One important element of working on trading performance is sustaining self-awareness during trading, so that you know which strategies (setups) and tactics (execution) you're using at the times you're trading. After all, if you're not fully aware of what you're doing when you're doing it, can you hold that in memory to reflect upon it later and learn from it?
Many traders think that more days, weeks, and years of trading will give them better skills. But that's not necessarily so. It's the awareness of performance that enables us to internalize it, adjust it, and learn from it. Performing on autopilot is a recipe for repeating a day's worth of experience 250 times, not achieving 250 days' worth of experience.

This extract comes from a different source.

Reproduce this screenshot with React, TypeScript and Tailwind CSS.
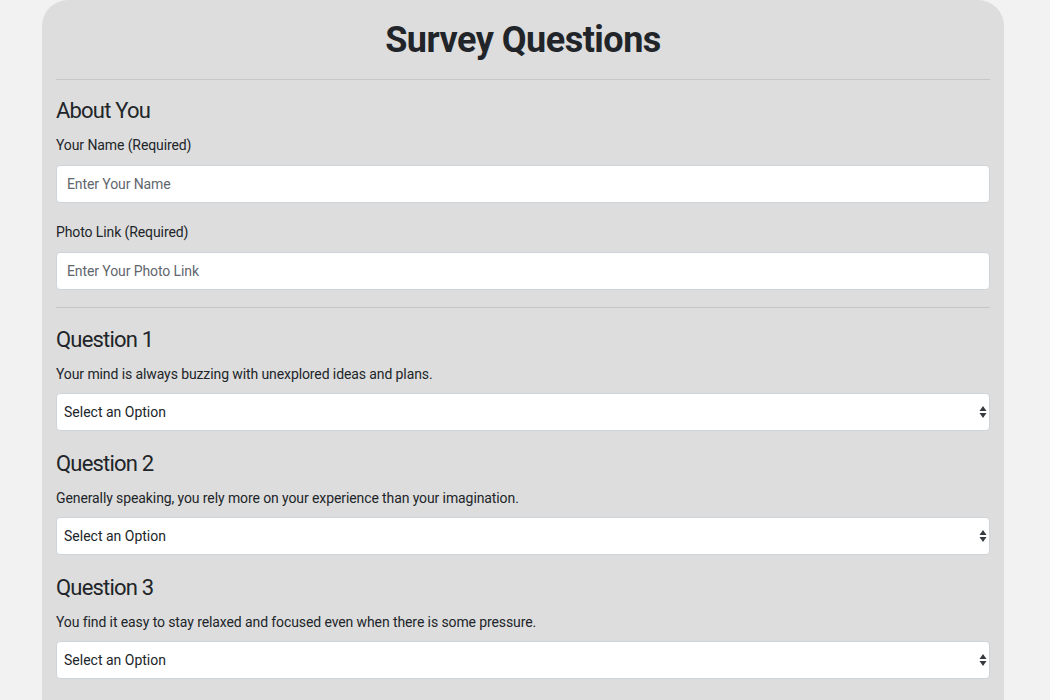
import React from "react";

const questions = [
  { title: "Question 1", text: "Your mind is always buzzing with unexplored ideas and plans." },
  { title: "Question 2", text: "Generally speaking, you rely more on your experience than your imagination." },
  { title: "Question 3", text: "You find it easy to stay relaxed and focused even when there is some pressure." },
];

function SelectArrows() {
  return (
    <svg width="8" height="14" viewBox="0 0 8 14" className="shrink-0">
      <path d="M4 1 L7.5 6 L0.5 6 Z" fill="#343a40" />
      <path d="M4 13 L7.5 8 L0.5 8 Z" fill="#343a40" />
    </svg>
  );
}

export default function App() {
  return (
    <div className="h-[700px] overflow-hidden bg-[#f2f2f2] font-['Roboto',sans-serif] text-[#212529]">
      <div className="ml-[42px] w-[962px] rounded-[26px] bg-[#dddddd] px-[14px] pb-16">
        <h1 className="flex h-[79px] items-center justify-center text-[36px] font-bold tracking-[-0.5px]">
          Survey Questions
        </h1>
        <div className="border-t border-[#c6c6c6]" />

        <h2 className="mt-[17px] text-[22px] leading-[28px] tracking-[-0.8px]">About You</h2>
        <label className="mt-[10px] block text-[14px] leading-[20px] tracking-[-0.1px]">Your Name (Required)</label>
        <input
          placeholder="Enter Your Name"
          className="mt-[10px] block h-[38px] w-full rounded-[4px] border border-[#ced4da] bg-white px-[10px] text-[14px] tracking-[-0.1px] placeholder:text-[#5f666d] outline-none"
        />
        <label className="mt-[19px] block text-[14px] leading-[20px] tracking-[-0.1px]">Photo Link (Required)</label>
        <input
          placeholder="Enter Your Photo Link"
          className="mt-[10px] block h-[38px] w-full rounded-[4px] border border-[#ced4da] bg-white px-[10px] text-[14px] tracking-[-0.1px] placeholder:text-[#5f666d] outline-none"
        />
        <div className="mt-[17px] border-t border-[#c6c6c6]" />

        <div className="mt-[18px] flex flex-col gap-[19px]">
          {questions.map((q) => (
            <div key={q.title}>
              <h3 className="text-[22px] leading-[28px] tracking-[-0.8px]">{q.title}</h3>
              <p className="mt-[10px] text-[14px] leading-[20px] tracking-[-0.1px]">{q.text}</p>
              <div className="mt-[9px] flex h-[38px] items-center justify-between rounded-[4px] border border-[#ced4da] bg-white pl-[7px] pr-[2px]">
                <span className="text-[14px] tracking-[0px] text-[#212529]">Select an Option</span>
                <SelectArrows />
              </div>
            </div>
          ))}
        </div>
      </div>
    </div>
  );
}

Consider this perspective from wrestling coach Nick Cipriano:
"The strategy and tactics that wrestlers employ in competition are conceived in the practice environment, but they are often perfected in competition under stressful conditions. Through experience, wrestlers learn to better track match developments, and they slowly learn to adjust strategy and tactics accordingly. In my experience, I have found that highly accomplished wrestlers (as compared with novice wrestlers) can recall explicit details of their matches. I believe their recall ability is directly linked to their ability to process and interpret match developments, not only more readily, but also much more accurately. In my judgment, the coach facilitates development of this important psychological skill by integrating technical training with psychological training and by constantly reminding the wrestler during sparring sessions to monitor developments and adjust tactics accordingly. One specific strategy I use involves encouraging wrestlers to maintain a broad focus of attention during sparring and to visualize the actions of their opponent from a third-person perspective (as if watching the sparring from the sidelines). Being able to assess match developments from an external perspective allows a more accurate interpretation of strategic and tactical adjustments that must be made."